Hayes has written an absorbing, sometimes lacerating drama that is -- strangely, given its subject matter — never moving, and only rarely emotionally involving. That's only partially a criticism, for "Skirmishes" is an expertly observed analysis of one family's poisons interacting. Unlike Marsha Norman's Pulitzer Prize-winning and somewhat similar " 'night Mother," it never breaks your heart -- but it is just as relentless and just as intelligent.

And it has the good fortune to be receiving a sensitive reading here, anchored by Tyne Daly's stunning portrayal of Jean, the ungainly, hostile sister who has stayed home and cared for mother over the years. It is Daly who makes the opening moments of "Skirmishes" bristle, with her eyes alternating between the downcast look of defeat and the hard glare of defiance. Looking ungainly and plain in an old pair of trousers and an oversize cardigan, the actress seems to have collected the misery of this room inside herself, and to be spitting it out in bits and pieces.  When she cracks, it is grudgingly, without a hint of willingness to show her emotional side. Tears for her are a failure of will, not a release. It's a performance of sustained bravery and sensational control — a better one will be hard to find for seasons to come.

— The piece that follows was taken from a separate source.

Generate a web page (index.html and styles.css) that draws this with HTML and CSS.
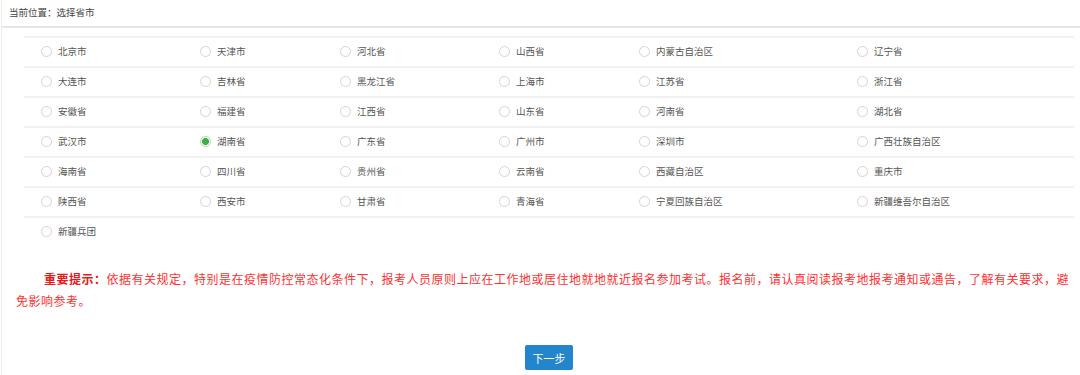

As her more civilized, more cowardly sister Rita, Carolyn Seymour holds her own. Rita is a less perfectly observed role, a somewhat too-typical wife and mother whose loyalty to her children and husband are, we know well in advance, going to prove to be masks of a sort. Seymour keeps up the illusion of placidity expertly, and comes undone pitiably. Oddly, although she is the less-sympathetic of the two characters, it is her for whom we feel whatever emotional twinges the playwright eventually allows us.

Sylvia Meredith is a tremendous presence as the sleeping mother. Although she has only a few lines - and those are all but incoherent — the sudden coming alive of her face, the blinding accusation and piercing lack of charity in her eyes is actually terrifying. It's a performance that makes much out of almost nothing.

Director Sam Weisman has meshed these three actors into a seamless ensemble, and given the action a hard-edged, unsentimental tone. There are a few extraneous mannerisms and some of the long pauses go on so long that we are jettisoned right out of the playwright's world and back into our own (sitting in the theater, waiting for an entrance). But despite these lapses and the generally monochromatic pace that he has imposed on the evening, "Skirmishes" conveys a consistent atmosphere, and a bleakness of tone for which the director must in some measure take credit. The room itself is a triumph of grim color and threadbare fabric (the redoubtable Vicki Baral and Gerry Hariton have provided the setting and woeful shut-in lighting to match) and the drama that is played out there is equally dark, brutal and unrelenting. "Skirmishes" may fail to ignite the emotions, but it keeps rubbing our noses in the facts of family failure in a way that is as fascinating as it is repugnant. And if one has any doubts about the material, Daly's performance all but eradicates them. The opportunity of seeing this actress in the intimate surroundings of the Matrix Theatre pretty much outweighs any other considerations.